Kūmara harvest in Auckland garden with 'big history'

From Nine To Noon, 11:51 am on 21 May 2018

An Auckland community garden that had been feared lost to a housing development has started harvesting this year's kūmara crop.

Kennedy Warne observed the traditional harvest at Sanctuary Mahi Whenua in Mt Albert.

The garden, between the buildings of Unitec and Oakley Creek/Te Auaunga is a “little place with a big history,” Warne says.

Tools uncovered at the site indicate it has been cultivated continuously since pre-European times. One of the implements, a precious adze, is now embedded in front of a carving in Unitec's whare whakairo (carved meeting house).

The land became part of the site of Auckland’s first psychiatric hospital, built in the late 19th century, producing food for the hospital and its successors

In 1999 Unitec established gardens and food forest as part of a horticulture programme, and about a decade later it became a community garden.

From last year, the land it was on was due to be sold.

"Until a few weeks ago this place was on the chopping block,” Warne says.

However in March, the government bought the spare Unitech land for housing, as part of its KiwiBuild programme, and in the sale agreement Unitec ensured the garden would be protected.

“It took strenuous petitioning from not just from the gardeners but from the wider community to say, ‘no, this sort of a place is irreplaceable, you cannot just shift to another area.
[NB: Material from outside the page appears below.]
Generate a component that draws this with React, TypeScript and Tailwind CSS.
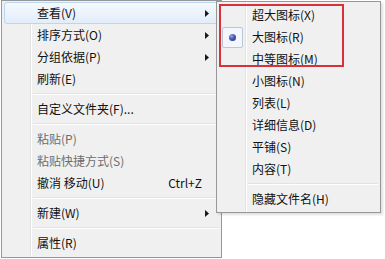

The depth of history is such that it must be preserved’.”

The petition was signed by more than 6000 people, and Unitech has since assured the society running the sanctuary its tenure is secure.

Kūmara are planted in puke (mounds) in the spring when the shining cuckoo/pīpīwharauroa sings.

The first tubers in this year’s harvest were unearthed on Friday in the presence of students of Te Kura Kaupapa Māori o Hoani Waititi, who were welcomed by senior gardener Keni Piahana.

The tradition is to give away the first of the produce. “These will go to nearby institutions – I think one of them will be a marae that works with people with drug and alcohol issues,” Warne says.

Warne says the food forest contains some unusual fruiting trees – the kei apple of southern Africa, a tropical apricot with a bitter taste, and a bitter almond tree.